Problèmes internationaux et la guerre/Préface

PRÉFACE




Il y a la guerre, le choc des armes, la lutte sur le champ de bataille. Mais derrière elle il y a les conflits qui ont déterminé cette guerre et qu’elle doit trancher. Si la lutte a pu devenir universelle c’est que les causes en étaient profondes et nombreuses ; et, une fois déclarée, les nécessités mêmes de sa conduite ont amené des transformations dans l’état de choses antérieur. C’est une immense révolution qui s’accomplit dans tous les pays. Elle devra se poursuivre, sinon s’achever, au moment de la paix qui fixera les conditions de l’ordre nouveau.

La guerre, les conflits, les transformations, la révolution en marche soulèvent d’immenses problèmes internationaux.

J’en ai abordé ici l’étude, cherchant à définir le milieu extrêmement complexe où agissent les forces en présence ; à déterminer leurs composantes, leurs antagonismes et leur direction ; à préciser les termes dans lesquels se posent les questions ; à rappeler les faits, qui sont des constantes impossible à écarter de n’importe quelles combinaisons ; enfin à exposer les solutions nouvelles, ou renouvelées, qui ont été préconisées ou qui se dégagent de l’examen.

Le plan de ce livre est divisé en quatre parties.

La première partie a pour objet l’exposé des faits généraux relatifs à la Guerre.

La deuxième partie est consacrée à un examen détaillé des causes profondes du conflit et des solutions proposées.
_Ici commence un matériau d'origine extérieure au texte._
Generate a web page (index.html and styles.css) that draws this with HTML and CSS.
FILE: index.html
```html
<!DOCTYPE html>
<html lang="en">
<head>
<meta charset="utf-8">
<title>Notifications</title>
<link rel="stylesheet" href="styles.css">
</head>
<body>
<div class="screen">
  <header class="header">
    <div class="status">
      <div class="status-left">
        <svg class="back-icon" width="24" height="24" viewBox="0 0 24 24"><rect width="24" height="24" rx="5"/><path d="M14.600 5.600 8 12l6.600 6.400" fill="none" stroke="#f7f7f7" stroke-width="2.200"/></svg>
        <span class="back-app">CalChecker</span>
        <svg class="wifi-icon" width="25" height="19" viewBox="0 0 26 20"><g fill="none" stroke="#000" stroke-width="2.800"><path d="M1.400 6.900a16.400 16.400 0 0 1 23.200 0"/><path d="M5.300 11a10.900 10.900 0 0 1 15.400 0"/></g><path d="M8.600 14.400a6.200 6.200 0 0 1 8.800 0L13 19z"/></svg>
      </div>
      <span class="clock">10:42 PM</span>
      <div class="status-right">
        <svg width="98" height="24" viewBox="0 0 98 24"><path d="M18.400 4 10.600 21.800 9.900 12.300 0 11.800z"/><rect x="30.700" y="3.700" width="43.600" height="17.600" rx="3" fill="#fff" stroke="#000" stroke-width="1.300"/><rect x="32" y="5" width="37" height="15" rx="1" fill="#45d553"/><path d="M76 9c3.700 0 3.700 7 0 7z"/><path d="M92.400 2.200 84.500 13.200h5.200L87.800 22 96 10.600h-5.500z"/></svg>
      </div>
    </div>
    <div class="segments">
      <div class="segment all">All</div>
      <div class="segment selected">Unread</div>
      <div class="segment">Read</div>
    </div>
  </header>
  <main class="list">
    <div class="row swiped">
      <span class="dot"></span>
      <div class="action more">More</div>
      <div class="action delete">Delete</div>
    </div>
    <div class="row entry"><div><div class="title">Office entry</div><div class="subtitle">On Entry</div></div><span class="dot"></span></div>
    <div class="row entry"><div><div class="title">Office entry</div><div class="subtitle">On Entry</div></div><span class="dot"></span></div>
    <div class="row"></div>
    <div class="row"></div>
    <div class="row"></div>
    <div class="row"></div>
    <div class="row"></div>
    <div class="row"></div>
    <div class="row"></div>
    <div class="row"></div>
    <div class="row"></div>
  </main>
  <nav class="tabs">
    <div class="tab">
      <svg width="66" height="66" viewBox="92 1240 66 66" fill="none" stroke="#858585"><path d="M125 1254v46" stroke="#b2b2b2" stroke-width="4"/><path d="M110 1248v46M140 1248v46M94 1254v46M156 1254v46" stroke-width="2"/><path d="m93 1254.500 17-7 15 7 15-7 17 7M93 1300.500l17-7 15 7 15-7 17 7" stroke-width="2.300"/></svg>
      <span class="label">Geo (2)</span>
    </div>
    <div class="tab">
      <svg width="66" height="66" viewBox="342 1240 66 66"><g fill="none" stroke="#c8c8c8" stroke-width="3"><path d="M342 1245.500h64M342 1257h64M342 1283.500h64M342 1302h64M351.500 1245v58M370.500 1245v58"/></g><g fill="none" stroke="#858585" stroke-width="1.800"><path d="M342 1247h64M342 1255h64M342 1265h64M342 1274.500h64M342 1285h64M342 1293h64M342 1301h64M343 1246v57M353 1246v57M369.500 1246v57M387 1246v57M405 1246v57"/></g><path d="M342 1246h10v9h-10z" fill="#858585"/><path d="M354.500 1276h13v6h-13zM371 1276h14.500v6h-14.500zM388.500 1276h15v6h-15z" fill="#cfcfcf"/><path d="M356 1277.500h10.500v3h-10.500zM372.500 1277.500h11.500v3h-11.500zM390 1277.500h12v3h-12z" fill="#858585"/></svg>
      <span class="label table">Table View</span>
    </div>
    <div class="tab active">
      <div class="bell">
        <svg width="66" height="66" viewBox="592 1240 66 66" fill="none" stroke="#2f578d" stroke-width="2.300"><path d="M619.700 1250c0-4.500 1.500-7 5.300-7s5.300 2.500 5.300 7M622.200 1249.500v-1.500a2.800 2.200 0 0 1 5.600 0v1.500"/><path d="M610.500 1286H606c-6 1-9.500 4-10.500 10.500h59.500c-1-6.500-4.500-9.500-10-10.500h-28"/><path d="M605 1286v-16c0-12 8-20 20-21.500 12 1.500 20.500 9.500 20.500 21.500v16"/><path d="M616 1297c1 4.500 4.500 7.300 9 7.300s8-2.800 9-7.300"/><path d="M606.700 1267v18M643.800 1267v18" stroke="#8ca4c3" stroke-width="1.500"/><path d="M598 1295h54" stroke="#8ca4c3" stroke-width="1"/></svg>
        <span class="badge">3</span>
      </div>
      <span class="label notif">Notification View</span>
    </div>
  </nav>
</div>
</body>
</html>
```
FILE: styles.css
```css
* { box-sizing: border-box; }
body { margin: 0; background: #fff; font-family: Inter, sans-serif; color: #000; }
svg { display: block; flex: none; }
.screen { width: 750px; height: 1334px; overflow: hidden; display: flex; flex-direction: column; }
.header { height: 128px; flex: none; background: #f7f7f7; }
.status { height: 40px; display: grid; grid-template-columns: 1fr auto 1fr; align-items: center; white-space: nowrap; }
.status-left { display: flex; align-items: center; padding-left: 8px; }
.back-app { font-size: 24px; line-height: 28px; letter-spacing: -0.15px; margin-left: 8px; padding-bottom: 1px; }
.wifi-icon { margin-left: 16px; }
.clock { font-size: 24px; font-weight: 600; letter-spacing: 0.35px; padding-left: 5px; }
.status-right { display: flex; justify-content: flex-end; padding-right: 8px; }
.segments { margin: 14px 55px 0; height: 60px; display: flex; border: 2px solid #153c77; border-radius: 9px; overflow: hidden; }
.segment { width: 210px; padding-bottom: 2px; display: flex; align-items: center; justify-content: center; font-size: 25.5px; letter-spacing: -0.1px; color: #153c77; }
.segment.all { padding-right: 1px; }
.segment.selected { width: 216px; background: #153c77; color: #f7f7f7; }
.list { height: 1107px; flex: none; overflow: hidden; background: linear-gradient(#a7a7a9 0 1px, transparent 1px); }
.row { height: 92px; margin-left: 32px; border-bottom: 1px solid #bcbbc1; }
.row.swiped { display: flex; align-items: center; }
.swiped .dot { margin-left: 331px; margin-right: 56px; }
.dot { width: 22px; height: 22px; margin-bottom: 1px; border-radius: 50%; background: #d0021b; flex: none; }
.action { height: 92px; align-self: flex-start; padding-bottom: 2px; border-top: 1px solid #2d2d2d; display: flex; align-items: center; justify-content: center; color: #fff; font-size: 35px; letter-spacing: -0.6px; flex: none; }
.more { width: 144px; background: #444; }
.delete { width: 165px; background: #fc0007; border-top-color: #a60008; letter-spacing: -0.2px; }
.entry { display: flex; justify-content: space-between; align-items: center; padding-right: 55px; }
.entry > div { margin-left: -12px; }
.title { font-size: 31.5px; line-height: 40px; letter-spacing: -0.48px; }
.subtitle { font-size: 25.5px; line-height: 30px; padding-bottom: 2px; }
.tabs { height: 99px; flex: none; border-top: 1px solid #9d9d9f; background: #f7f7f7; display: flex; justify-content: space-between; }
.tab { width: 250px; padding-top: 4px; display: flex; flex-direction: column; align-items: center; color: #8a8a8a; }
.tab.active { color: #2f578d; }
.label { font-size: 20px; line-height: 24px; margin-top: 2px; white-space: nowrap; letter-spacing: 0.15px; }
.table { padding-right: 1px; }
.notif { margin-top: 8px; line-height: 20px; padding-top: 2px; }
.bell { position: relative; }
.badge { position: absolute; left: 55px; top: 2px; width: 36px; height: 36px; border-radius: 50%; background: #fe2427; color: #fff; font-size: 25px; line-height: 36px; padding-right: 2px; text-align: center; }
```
Pour procéder méthodiquement et objectivement à cet examen, chaque ordre de cause et de moyens est rattaché à l’ensemble des faits de même nature. Nous avons été conduit ainsi à exposer les Conditions et les facteurs de la vie internationale.
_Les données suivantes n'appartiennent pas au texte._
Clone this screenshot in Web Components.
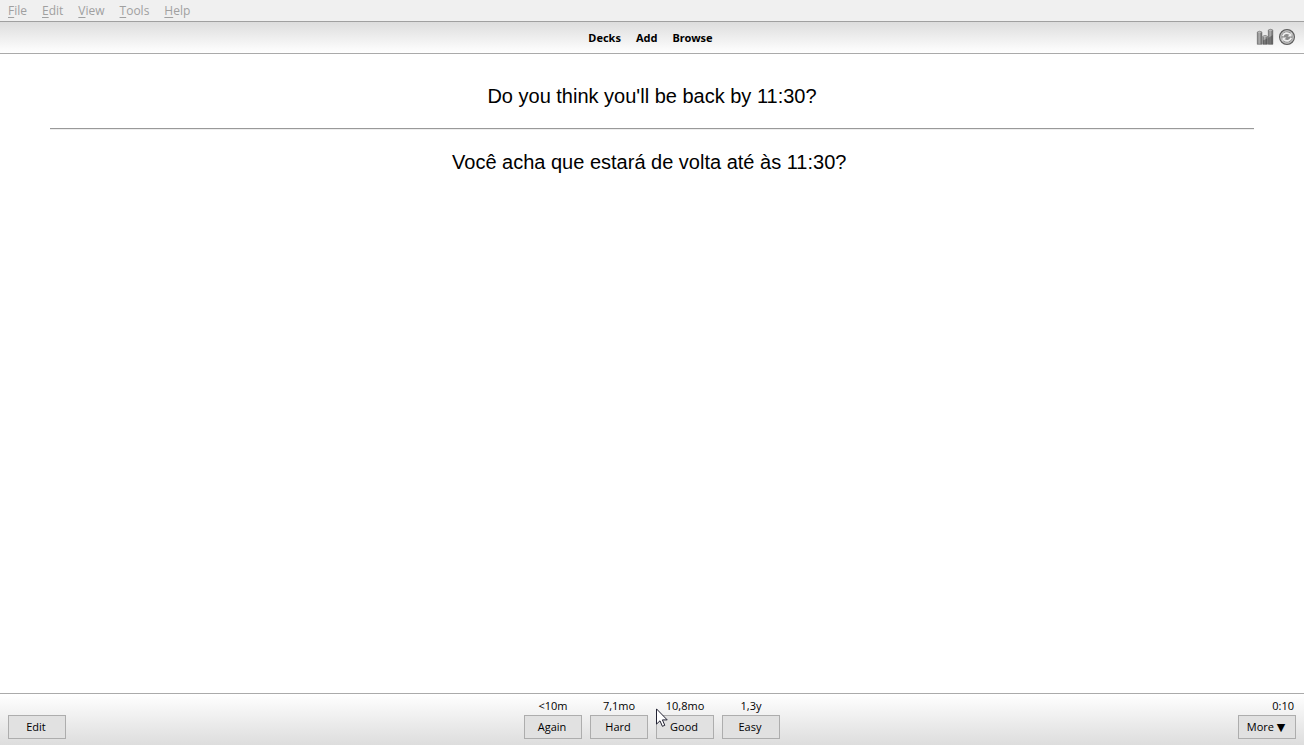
<!DOCTYPE html>
<html lang="en">
<head>
<meta charset="utf-8">
<title>Review</title>
<style>
html, body { height: 100%; margin: 0; }
body { background: #fff; color: #000; }
</style>
</head>
<body>
<review-app></review-app>
<script>
const define = (name, html, setup) => {
  const template = document.createElement('template');
  template.innerHTML = html;
  customElements.define(name, class extends HTMLElement {
    connectedCallback() {
      if (this.shadowRoot) return;
      const root = this.attachShadow({ mode: 'open' });
      root.append(template.content.cloneNode(true));
      if (setup) setup(this, root);
    }
  });
};

define('menu-bar', `
<style>
:host { display: block; background: #f0f0f0; }
nav { display: flex; gap: 15px; height: 21px; padding: 0 8px; align-items: center; }
a { font: 12px/20px "Open Sans", sans-serif; color: #a0a0a0; text-decoration: none; }
u { text-underline-offset: 2px; text-decoration-thickness: 1px; }
</style>
<nav aria-label="Menu">
  <a href="#file"><u>F</u>ile</a><a href="#edit"><u>E</u>dit</a><a href="#view"><u>V</u>iew</a><a href="#tools"><u>T</u>ools</a><a href="#help"><u>H</u>elp</a>
</nav>`);

define('stats-icon', `
<style>:host, svg { display: block; width: 18px; height: 18px; }</style>
<svg viewBox="0 0 18 18" aria-hidden="true">
  <defs><linearGradient id="g"><stop stop-color="#707070"/><stop offset=".4" stop-color="#b4b4b4"/><stop offset="1" stop-color="#606060"/></linearGradient></defs>
  <g stroke="#666" stroke-width=".6" fill="url(#g)">
    <path d="M1.3 4q2.3-1.6 4.6 0v12.3H1.3z"/>
    <path d="M6.8 8.2q2.3-1.6 4.6 0v8.1H6.8z"/>
    <path d="M12.3 2q2.3-1.5 4.5 0v14.3h-4.5z"/>
  </g>
  <path d="M1.8 4.3h3.6M7.3 8.6h3.6M12.8 2.4h3.5" stroke="#c2c2c2" stroke-width=".8"/>
  <path d="M6.9 12.6l4.4-2v5.7H6.9zM12.4 10l4.3-3v9.3h-4.3z" fill="#444" opacity=".5"/>
</svg>`);

define('sync-icon', `
<style>:host, svg { display: block; width: 18px; height: 18px; }</style>
<svg viewBox="0 0 18 18" aria-hidden="true">
  <circle cx="9" cy="9" r="7.4" fill="#8c8c8c" stroke="#5e5e5e" stroke-width="1.2"/>
  <circle cx="9" cy="9" r="6.2" fill="none" stroke="#d0d0d0" stroke-width="1"/>
  <path d="M4.8 8.2C5.6 4.9 9.8 4.2 12 6.4M13.2 9.8C12.4 13.1 8.2 13.8 6 11.6" fill="none" stroke="#eee" stroke-width="1.8"/>
  <path d="M13.6 4.6v4H9.6zM4.4 13.4v-4h4z" fill="#eee"/>
</svg>`);

define('tool-bar', `
<style>
:host { display: block; border: solid #aaa; border-width: 1px 0; background: linear-gradient(#ddd, #fff); border-top-color: #a0a0a0; }
div { display: grid; grid-template-columns: 1fr auto 1fr; align-items: center; height: 31px; padding: 0 8px; }
nav { grid-column: 2; display: flex; gap: 15px; padding-right: 3px; }
a { color: #000; text-decoration: none; font: bold 11px/16px "Noto Sans", sans-serif; }
span { display: flex; justify-content: flex-end; gap: 4px; padding-bottom: 1px; }
span a { display: block; }
</style>
<div>
  <nav aria-label="Main"><a href="#decks">Decks</a><a href="#add">Add</a><a href="#browse">Browse</a></nav>
  <span><a href="#stats" aria-label="Statistics"><stats-icon></stats-icon></a><a href="#sync" aria-label="Sync"><sync-icon></sync-icon></a></span>
</div>`);

define('flash-card', `
<style>
:host { display: block; padding: 30px 50px; font: 20px/24px "Liberation Sans", Arial, sans-serif; text-align: center; }
hr { margin: 20px 0; border: solid; border-width: 1px 0; border-color: #999 transparent #eee; }
</style>
<slot name="front"></slot><hr><slot name="back"></slot>`);

define('answer-button', `
<style>
:host { display: flex; flex-direction: column; width: 58px; font: 11px/16px "Open Sans", "DejaVu Sans", sans-serif; }
label { height: 16px; text-align: center; margin-bottom: 1px; }
:host([align=end]) label { text-align: right; padding-right: 2px; }
button { box-sizing: border-box; height: 24px; width: 100%; margin: 0; padding: 0 2px 0 0; border: 1px solid #adadad; border-radius: 0; background: #e1e1e1; color: #000; font: inherit; white-space: nowrap; }
</style>
<label for="b"></label><button id="b"><slot></slot></button>`, (host, root) => {
  root.querySelector('label').textContent = host.getAttribute('label') || '';
});

define('mouse-pointer', `
<style>:host, svg { display: block; width: 13px; height: 20px; }</style>
<svg viewBox="0 0 13 20" aria-hidden="true"><path d="M.5 .9v15.2l3.5-3.3 2.4 5.5 2.4-1-2.4-5.4h4.8z" fill="#fff" stroke="#223" stroke-width="1"/></svg>`);

define('answer-bar', `
<style>
:host { display: block; border-top: 1px solid #aaa; background: linear-gradient(#fff, #ddd); }
div { display: grid; grid-template-columns: 1fr auto 1fr; padding: 4px 8px 6px; }
section { display: flex; gap: 8px; }
.end { justify-self: end; }
.good { position: relative; }
mouse-pointer { position: absolute; left: 0; top: 10px; pointer-events: none; }
</style>
<div>
  <answer-button>Edit</answer-button>
  <section>
    <answer-button label="&lt;10m">Again</answer-button>
    <answer-button label="7,1mo">Hard</answer-button>
    <span class="good"><answer-button label="10,8mo">Good</answer-button><mouse-pointer></mouse-pointer></span>
    <answer-button label="1,3y">Easy</answer-button>
  </section>
  <answer-button class="end" align="end" label="0:10">More ▼</answer-button>
</div>`);

define('review-app', `
<style>
:host { display: flex; flex-direction: column; min-height: 100vh; }
flash-card { flex: 1; }
</style>
<menu-bar></menu-bar>
<tool-bar></tool-bar>
<flash-card>
  <span slot="front">Do you think you'll be back by 11:30?</span>
  <span slot="back" lang="pt">Você acha que estará de volta até às 11:30?&nbsp;</span>
</flash-card>
<answer-bar></answer-bar>`);
</script>
</body>
</html>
La troisième partie, abandonnant la simple relation des faits, tente un essai de construction. Elle expose, d’un point de vue théorique et général, comment il serait désirable et possible de réaliser l’Organisation de la Société des nations.

La quatrième partie contient des Conclusions tout à fait générales, tirées de ce qui précède, sur l’internationalisme, la sociologie internationale, les causes de la guerre et les conditions corrélatives d’une paix durable, sur l’avenir.




Les lacunes et les défauts de cet ouvrage sauteront aux yeux. Que les circonstances dans lesquelles il a été composé soient mon excuse. Privé de mes notes et de ma bibliothèque, enfermées dans Bruxelles, obligé à des déplacements continus avec toutes les difficultés qu’entraine le transport des manuscrits sous le régime militaire, je n’ai pas hésité cependant à le publier : qui veut trop bien faire, souvent ne fait rien.

Je veux ici remercier ma femme qui m’aida tant à faire que ce livre soit, et pour cela ne recula devant aucune peine, tandis que nous étions sur la « grand’route ».

Je veux aussi adresser mon souvenir reconnaissant aux amis dont la bonne hospitalité, depuis que je quittai la Belgique en novembre 1914, m’a permis de mener à bonne fin ce travail ; les de Block et les Coops à La Haye, les CHAVANNES à Lausanne, les CALMANN-LÉVY à Paris.

Avril 1916. — 87me semaine de la Guerre.





Sunt lacrymae rerum.
Novus mascitur ordo. — Mens agitat molem.
Post tenebras lux. — Sphoeram spera.



Jamais on ne réfléchira assez tôt à la nouvelle situation qui va surgir a la fin de cette guerre.

Asquith (25 septembre 1914).



Au dessus des débats où chacun s’occupe surtout à faire triompher sa cause propre, des recherches doivent être instituées qui tendent à déterminer, d’une façon purement objective, l’état de choses, les faits acquis, les suites diverses qui, selon l’enseignement, l’expérience ou les déductions de la science doivent résulter de telle ou telle mesure.

Boutroux.



On me demandera si je suis prince ou législateur pour écrire sur la politique. Je réponds que non, et c’est pour cela que j’écris sur la politique. Si j’étais prince ou législateur, je ne perdrais pas mon temps à dire ce qu’il faut faire. Je le ferais.

J.-J. Rousseau.



Il faut considérer l’organisation des affaires humaines en se plaçant au point de vue le plus élevé : d’en haut on peut apprécier assez justement ce qui se passe en bas, tandis que ceux qui regardent d’en bas ne peuvent rien comprendre à ce qui se fait au-dessus d’eux.




La Guerre, en détruisant l’équilibre, pose tous les problèmes politiques de l’Europe et conséquemment ceux du Monde ; en sévissant intensément et longuement elle met aux prises tous les antagonismes et ébranle les assises même de la vie des Peuples : la Guerre est une immense Révolution.